Quaint, but still sullied by the enemy of aesthetics, content. The first most obvious targets are the words that bear the most meaning, those words that seem to contain a distinct idea. We can eliminate them with a simple, non-meaning-bearing, but rhythmically equivalent aesthetic substitutor, except where those words end lines, which would affect rhyme, something we'll worry about later in the essay. So now Frost's quatrain reads thus:
Whose blah these are I blah I know.
His blah is in the blah-blah though;
He will not blah me blah-blah here
To blah his blah fill up with snow.
This is much better, but it still brings up thorny questions. "Whose whats?" one may ask of the first line, or "What's being known about it?" Questions, of course, while on the face of them much preferable to straightforward content, can in fact be more dangerous. Particularly astute, interested or awake readers (and there are still a few of them out there despite the long-suffering attempts of Literature teachers at every level to do away with them) may in fact begin thinking when posed with questions. This is an obviously terrifying prospect, especially when one is making an attempt at aesthetic purity.
The most satisfying, simple, and direct solution is to eliminate those words that may cause questions to develop in readers' minds by, again, the substitution of aesthetic equivalents. Frost's first four lines become
Blah blah these blah blah blah blah know.

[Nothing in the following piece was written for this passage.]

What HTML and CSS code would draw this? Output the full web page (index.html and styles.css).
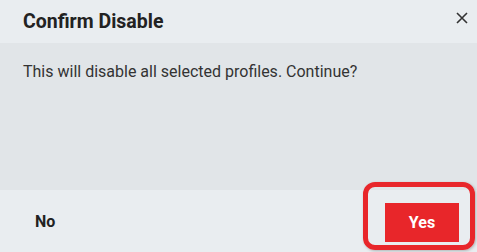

Blah blah blah in the blah-blah though;
Blah blah not blah blah blah-blah here
To blah blah blah blah blah with snow.
We are quickly achieving aesthetic perfection, nearly entirely free from any content whatsoever. But there remains the sticky problem of what to do with the rhymes themselves. Rhyming is, after all, fully half of what Frost set out to do in a purely aesthetic sense. My first solution to this is to modify our aesthetic place holder to fit the existing rhyme scheme thus:
Blah blah these blah blah blah blah bloh.
Blah blah blah in the blah-blah bloh;
Blah blah not blah blah blah-blah blere
To blah blah blah blah blah with bloh.
But here I must argue that our original place holder is, indeed, rhymed with itself. There's really no reason we couldn't use it in its original form indicating rhyme scheme with a simple numbering system (traditional "a,b" indications for rhyme are avoided since they contain implied sound elements, potentially defusing the aesthicizing effect). The result maintains a certain elegance:
Blah blah these blah blah blah blah blah (1).
Blah blah blah in the blah-blah blah (1);
Blah blah not blah blah blah-blah blah (2)
To blah blah blah blah blah with blah (1).
At this point it becomes clear that the small words, the articles, prepositions conjunctions and so forth, merely get in the way of the smooth flow of the aesthetic, and so must be eliminated. Having done this, the beginning of Frost's poem is complete:
Blah blah blah blah blah blah blah blah (1).
Blah blah blah blah blah blah-blah blah (1);
Blah blah blah blah blah blah-blah blah (2)
Blah blah blah blah blah blah blah blah (1).
Our aesthetic purpose is achieved, and an old poem is inspired with new life. Only through such means may true craftsmanship show forth and may all that redundant content, along with its hackneyed ideas and dangerous questions, be entirely eliminated from poetic endeavor.
The greatest merit, perhaps, of this system is that it is brutally simple and entirely modular and therefore may be easily taught and adapted to any poetic situation in which the poet may find herself. Its simplicity and straightforwardness would make it an ideal candidate for pedagogy in Ph.D. programs in creative writing, since those students have obviously not caught on yet even after six or seven years worth of undergraduate and graduate workshops.